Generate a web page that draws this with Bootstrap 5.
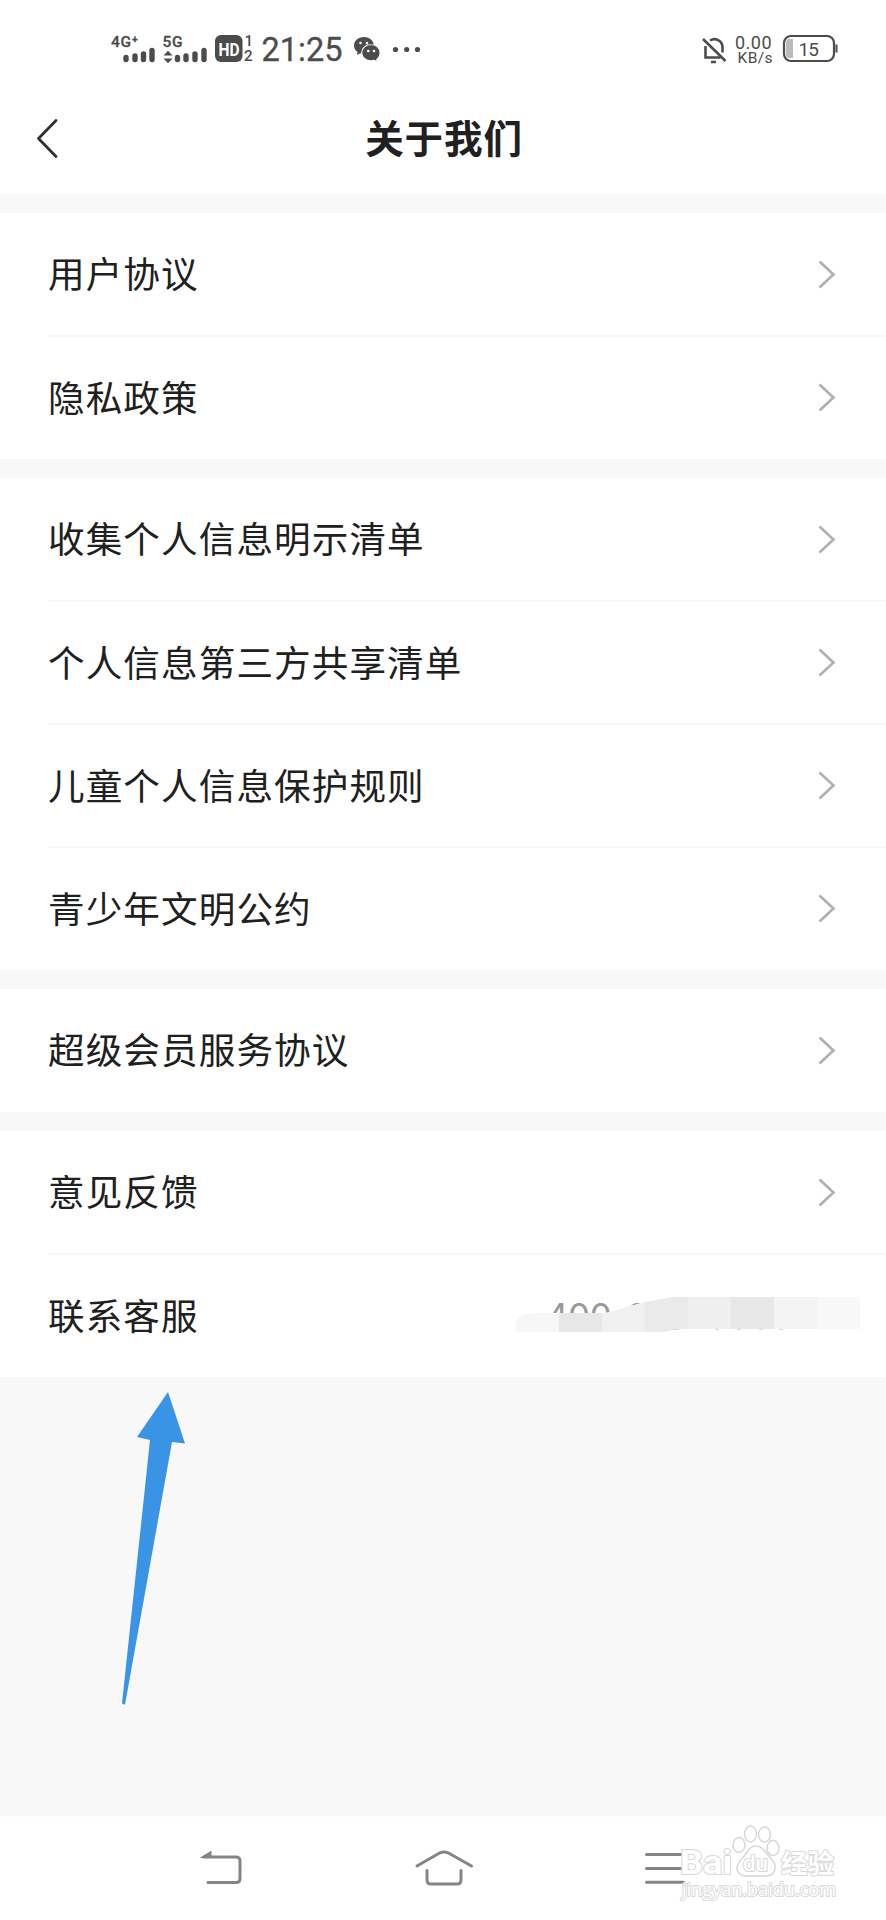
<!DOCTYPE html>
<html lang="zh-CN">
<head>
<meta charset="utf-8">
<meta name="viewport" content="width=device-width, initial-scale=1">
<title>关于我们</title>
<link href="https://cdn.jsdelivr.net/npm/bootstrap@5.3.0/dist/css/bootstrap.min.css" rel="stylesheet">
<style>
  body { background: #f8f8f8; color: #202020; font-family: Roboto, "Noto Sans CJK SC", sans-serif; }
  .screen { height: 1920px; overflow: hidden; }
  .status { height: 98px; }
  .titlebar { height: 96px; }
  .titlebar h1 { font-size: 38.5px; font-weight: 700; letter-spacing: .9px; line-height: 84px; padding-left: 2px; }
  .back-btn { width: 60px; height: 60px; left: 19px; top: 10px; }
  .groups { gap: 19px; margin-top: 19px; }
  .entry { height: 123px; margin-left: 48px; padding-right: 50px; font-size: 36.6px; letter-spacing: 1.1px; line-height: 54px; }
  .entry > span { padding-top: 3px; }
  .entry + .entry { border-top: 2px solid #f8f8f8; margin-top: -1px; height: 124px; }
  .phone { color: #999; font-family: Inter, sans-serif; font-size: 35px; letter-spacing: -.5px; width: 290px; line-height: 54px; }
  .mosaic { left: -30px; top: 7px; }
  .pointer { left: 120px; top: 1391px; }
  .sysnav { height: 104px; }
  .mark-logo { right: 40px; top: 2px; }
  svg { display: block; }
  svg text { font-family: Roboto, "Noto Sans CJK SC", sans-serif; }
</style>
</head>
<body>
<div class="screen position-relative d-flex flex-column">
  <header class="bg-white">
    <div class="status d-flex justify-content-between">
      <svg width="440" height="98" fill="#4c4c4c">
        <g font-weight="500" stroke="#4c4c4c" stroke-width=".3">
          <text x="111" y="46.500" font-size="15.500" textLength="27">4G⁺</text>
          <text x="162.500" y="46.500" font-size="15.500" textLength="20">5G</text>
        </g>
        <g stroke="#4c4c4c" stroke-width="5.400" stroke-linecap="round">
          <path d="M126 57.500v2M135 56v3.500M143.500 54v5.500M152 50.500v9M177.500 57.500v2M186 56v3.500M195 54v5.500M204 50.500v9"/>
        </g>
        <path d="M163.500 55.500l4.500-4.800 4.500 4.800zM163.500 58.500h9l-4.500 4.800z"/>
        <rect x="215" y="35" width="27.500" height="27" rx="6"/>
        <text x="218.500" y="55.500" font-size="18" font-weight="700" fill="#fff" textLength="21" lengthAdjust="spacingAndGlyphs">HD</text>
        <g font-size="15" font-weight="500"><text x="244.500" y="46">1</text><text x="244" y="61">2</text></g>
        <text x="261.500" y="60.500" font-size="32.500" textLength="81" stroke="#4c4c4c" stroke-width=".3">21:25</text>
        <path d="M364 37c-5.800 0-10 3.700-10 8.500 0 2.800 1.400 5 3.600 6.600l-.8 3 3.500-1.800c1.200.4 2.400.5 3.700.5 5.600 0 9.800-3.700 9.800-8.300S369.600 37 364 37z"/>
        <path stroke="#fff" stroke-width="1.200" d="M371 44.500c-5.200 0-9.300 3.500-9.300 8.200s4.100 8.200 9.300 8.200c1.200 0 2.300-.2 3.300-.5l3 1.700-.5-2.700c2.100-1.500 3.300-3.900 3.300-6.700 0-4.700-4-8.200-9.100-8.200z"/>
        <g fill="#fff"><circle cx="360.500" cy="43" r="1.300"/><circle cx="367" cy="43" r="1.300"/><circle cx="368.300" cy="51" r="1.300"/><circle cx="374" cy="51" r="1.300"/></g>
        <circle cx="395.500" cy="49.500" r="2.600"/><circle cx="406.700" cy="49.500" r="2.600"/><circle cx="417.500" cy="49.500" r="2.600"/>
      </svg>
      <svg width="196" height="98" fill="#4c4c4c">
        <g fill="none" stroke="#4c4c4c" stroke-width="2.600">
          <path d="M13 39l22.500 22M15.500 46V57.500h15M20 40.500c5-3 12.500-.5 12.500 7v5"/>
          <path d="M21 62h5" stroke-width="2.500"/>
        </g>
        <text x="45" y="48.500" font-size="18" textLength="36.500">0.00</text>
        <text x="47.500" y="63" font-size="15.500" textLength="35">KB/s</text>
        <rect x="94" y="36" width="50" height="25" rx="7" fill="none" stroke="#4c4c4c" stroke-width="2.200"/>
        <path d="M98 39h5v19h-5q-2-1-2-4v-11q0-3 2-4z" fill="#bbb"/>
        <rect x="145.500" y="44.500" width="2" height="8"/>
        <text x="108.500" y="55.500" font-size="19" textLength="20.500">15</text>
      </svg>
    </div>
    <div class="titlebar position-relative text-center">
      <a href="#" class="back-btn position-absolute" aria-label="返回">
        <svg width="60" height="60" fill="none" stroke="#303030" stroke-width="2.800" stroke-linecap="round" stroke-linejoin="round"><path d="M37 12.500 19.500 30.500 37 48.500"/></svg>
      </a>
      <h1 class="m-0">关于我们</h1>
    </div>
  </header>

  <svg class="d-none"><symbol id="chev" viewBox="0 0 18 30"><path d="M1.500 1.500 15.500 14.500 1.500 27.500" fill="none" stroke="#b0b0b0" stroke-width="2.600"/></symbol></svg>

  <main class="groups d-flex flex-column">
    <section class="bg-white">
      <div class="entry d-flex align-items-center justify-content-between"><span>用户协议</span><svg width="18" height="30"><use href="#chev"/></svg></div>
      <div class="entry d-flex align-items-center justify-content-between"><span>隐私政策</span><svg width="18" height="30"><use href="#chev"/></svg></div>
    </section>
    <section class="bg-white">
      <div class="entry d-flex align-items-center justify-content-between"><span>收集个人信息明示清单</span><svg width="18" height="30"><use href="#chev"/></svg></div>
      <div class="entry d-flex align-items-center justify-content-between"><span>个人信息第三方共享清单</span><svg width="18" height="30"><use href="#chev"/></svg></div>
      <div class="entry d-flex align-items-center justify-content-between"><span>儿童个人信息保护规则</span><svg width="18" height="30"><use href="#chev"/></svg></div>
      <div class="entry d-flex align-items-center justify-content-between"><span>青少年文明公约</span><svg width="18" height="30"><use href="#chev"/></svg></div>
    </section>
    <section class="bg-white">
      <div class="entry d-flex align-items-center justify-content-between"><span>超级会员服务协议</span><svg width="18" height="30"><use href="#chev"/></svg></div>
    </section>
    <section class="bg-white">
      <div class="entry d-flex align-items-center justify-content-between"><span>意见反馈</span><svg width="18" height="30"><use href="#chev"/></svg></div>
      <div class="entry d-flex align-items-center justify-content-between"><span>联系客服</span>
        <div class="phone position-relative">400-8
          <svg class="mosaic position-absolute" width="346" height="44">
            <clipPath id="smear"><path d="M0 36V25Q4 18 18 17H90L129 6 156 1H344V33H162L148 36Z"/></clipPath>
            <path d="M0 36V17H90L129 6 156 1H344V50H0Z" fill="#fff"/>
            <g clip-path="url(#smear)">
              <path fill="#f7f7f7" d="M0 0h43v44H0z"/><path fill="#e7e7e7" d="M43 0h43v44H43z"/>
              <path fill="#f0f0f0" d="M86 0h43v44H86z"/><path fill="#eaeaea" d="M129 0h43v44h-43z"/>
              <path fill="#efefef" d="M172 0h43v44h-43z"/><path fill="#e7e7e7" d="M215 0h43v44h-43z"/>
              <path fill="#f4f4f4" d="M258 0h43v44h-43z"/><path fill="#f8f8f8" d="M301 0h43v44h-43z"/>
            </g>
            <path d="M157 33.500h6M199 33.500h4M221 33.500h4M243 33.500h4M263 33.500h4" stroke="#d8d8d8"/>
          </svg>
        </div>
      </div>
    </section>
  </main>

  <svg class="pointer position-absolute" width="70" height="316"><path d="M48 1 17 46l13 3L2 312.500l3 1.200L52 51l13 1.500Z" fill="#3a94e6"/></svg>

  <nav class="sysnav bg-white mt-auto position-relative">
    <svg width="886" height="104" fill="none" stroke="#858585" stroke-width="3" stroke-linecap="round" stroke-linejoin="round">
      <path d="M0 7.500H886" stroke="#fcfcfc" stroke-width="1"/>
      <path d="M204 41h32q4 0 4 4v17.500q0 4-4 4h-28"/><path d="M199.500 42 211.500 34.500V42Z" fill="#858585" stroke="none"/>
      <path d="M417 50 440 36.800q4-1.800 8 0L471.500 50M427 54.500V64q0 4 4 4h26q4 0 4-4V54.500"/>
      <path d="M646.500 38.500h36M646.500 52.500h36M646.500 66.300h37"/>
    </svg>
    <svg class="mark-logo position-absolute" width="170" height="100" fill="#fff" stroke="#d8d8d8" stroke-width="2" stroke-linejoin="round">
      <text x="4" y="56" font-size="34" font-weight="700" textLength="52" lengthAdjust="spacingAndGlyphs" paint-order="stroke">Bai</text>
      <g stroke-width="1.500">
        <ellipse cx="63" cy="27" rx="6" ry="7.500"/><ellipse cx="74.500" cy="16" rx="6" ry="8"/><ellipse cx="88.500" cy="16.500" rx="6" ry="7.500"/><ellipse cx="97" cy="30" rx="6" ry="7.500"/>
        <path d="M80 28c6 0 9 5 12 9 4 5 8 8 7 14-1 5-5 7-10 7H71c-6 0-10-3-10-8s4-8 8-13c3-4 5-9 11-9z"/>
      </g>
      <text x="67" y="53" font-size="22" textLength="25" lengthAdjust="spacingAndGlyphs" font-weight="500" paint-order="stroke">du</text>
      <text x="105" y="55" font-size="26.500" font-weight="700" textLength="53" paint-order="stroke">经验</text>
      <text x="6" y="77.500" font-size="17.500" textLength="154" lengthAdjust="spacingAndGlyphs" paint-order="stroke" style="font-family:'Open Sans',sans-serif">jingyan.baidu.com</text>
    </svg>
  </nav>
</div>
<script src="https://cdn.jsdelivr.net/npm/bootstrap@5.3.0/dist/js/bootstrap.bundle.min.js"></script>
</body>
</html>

☆ ☆ ☆ ☆ ☆ ☆ ☆

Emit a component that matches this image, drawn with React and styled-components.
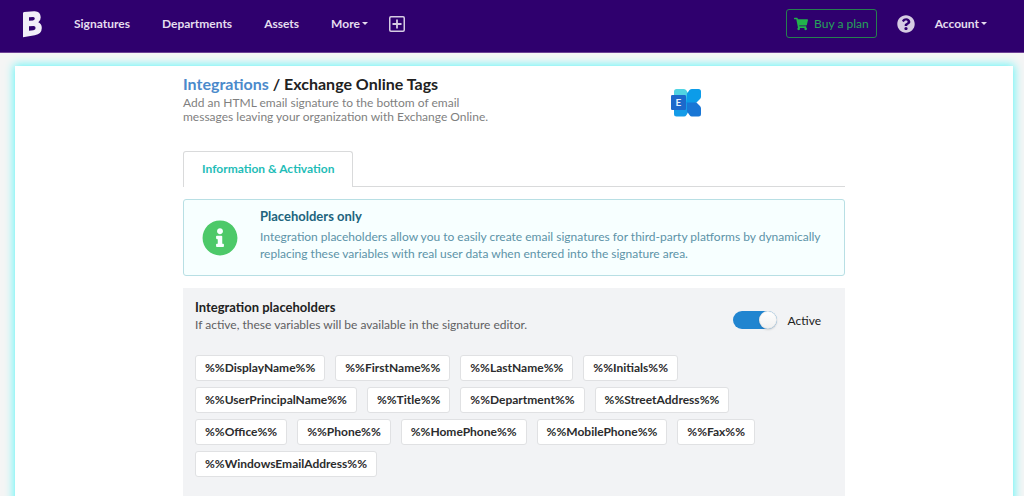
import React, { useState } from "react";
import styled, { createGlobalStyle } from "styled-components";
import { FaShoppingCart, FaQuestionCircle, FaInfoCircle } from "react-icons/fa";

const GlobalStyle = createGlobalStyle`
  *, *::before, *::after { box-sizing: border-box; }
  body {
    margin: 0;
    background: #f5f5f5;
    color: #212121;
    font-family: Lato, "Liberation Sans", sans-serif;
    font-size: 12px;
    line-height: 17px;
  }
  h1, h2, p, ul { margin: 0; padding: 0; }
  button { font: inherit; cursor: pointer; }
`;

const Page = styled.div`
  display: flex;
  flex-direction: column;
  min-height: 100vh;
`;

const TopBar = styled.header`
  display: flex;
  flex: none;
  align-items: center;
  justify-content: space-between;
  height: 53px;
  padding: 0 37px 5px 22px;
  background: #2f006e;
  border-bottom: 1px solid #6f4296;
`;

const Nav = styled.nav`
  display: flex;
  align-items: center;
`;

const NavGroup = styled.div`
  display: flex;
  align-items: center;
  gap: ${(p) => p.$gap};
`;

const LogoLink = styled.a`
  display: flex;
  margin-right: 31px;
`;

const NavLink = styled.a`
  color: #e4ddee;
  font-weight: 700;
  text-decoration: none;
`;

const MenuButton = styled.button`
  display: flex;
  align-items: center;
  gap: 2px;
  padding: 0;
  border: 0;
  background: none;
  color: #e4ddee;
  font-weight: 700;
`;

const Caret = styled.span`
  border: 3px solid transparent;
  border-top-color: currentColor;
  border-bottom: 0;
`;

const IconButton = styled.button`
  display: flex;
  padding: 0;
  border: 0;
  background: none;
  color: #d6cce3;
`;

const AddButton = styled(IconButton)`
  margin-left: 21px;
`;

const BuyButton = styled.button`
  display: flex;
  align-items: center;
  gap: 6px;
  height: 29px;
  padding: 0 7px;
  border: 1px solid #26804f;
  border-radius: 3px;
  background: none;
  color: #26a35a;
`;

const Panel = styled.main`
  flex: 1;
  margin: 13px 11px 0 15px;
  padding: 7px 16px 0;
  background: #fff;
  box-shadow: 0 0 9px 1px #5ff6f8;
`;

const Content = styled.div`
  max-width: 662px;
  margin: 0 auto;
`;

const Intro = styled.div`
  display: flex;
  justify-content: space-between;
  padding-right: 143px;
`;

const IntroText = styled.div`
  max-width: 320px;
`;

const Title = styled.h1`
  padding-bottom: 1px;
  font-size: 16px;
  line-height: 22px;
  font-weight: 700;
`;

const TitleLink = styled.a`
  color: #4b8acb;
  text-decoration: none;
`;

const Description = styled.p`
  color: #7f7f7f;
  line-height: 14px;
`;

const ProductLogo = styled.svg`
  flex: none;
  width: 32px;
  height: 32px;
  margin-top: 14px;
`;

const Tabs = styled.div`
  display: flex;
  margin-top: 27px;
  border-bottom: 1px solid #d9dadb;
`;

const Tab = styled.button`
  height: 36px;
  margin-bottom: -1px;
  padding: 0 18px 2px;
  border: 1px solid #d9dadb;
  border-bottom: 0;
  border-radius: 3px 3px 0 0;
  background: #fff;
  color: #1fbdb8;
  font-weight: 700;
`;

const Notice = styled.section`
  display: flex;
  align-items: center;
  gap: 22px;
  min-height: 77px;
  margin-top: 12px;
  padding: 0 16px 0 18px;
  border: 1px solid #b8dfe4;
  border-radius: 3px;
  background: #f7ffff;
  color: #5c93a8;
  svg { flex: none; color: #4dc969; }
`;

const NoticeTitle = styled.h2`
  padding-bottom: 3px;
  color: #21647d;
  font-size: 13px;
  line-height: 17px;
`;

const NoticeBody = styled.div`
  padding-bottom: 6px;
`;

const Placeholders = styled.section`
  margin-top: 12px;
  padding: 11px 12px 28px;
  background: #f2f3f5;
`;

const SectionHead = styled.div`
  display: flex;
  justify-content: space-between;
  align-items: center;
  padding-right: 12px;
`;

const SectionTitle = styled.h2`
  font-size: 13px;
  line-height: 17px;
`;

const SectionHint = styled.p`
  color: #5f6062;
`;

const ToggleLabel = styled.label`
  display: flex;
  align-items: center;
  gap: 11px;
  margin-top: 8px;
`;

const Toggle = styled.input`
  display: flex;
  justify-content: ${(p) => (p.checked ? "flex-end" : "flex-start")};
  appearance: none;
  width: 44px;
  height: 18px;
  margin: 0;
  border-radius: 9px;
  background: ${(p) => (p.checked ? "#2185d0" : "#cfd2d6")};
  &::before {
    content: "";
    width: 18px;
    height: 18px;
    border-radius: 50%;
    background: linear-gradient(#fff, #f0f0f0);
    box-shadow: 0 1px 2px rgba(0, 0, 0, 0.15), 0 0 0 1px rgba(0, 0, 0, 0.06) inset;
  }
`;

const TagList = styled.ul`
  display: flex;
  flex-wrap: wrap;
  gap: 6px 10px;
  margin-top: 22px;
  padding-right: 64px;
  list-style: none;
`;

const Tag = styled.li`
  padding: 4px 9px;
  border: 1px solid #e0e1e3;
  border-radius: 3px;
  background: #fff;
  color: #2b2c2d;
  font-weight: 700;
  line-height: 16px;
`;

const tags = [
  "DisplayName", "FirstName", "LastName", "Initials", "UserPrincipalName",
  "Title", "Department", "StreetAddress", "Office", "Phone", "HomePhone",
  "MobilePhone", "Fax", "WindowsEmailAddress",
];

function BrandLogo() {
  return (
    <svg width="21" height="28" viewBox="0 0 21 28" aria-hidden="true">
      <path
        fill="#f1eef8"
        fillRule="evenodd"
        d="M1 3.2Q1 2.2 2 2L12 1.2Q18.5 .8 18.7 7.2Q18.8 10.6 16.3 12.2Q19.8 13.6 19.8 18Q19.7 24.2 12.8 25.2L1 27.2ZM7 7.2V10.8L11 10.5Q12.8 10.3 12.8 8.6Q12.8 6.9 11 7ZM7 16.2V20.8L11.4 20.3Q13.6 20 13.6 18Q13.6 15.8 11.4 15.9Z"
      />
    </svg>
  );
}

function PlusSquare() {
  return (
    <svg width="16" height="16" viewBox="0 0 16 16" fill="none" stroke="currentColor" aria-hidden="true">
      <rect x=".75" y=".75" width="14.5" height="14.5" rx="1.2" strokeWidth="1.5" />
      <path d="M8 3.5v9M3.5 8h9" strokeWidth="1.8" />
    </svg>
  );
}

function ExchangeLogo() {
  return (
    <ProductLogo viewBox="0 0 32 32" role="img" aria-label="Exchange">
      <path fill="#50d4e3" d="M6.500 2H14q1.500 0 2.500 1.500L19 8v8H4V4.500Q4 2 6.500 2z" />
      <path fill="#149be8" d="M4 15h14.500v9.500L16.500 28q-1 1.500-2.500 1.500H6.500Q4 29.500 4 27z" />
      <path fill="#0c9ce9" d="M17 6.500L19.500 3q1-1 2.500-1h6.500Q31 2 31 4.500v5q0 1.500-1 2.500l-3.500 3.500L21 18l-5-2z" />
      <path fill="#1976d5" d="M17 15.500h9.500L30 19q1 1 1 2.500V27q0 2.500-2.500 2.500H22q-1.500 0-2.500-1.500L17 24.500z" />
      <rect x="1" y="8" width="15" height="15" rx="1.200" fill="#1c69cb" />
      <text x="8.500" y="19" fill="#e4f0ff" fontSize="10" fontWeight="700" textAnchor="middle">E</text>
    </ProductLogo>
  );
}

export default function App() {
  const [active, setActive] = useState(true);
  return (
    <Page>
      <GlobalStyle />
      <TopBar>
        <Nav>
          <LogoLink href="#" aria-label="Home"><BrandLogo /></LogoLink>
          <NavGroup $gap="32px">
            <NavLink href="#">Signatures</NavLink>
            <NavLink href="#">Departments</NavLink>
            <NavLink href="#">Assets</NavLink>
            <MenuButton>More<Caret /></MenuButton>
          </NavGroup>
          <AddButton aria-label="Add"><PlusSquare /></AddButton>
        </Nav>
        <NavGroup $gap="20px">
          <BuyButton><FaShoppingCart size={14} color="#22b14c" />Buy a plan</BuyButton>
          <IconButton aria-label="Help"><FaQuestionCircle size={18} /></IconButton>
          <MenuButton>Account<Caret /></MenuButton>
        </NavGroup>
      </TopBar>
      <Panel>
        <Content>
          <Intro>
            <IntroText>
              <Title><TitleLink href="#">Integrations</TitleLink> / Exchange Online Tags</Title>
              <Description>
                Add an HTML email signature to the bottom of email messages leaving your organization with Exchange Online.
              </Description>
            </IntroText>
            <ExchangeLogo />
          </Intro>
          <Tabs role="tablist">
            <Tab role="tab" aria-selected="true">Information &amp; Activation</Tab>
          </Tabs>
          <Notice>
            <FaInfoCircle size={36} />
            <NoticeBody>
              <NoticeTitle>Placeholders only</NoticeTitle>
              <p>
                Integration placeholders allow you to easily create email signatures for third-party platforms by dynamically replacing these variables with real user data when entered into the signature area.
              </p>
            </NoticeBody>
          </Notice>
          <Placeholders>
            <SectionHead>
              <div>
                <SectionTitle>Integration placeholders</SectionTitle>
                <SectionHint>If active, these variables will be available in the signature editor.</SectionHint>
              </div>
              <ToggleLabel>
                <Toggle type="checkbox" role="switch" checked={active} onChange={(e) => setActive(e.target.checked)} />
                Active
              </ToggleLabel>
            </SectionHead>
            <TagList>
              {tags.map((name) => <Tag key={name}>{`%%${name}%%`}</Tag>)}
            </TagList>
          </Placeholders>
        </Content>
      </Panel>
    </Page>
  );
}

☆ ☆ ☆ ☆ ☆ ☆ ☆

Stated goal: Above are some records; extract exactly the lines from the one containing "Emit a component" through the one containing "FaShoppingCart, FaQuestionCircle, FaInfoCircle" and drop the pictures.

Correct response:
Emit a component that matches this image, drawn with React and styled-components.
import React, { useState } from "react";
import styled, { createGlobalStyle } from "styled-components";
import { FaShoppingCart, FaQuestionCircle, FaInfoCircle } from "react-icons/fa";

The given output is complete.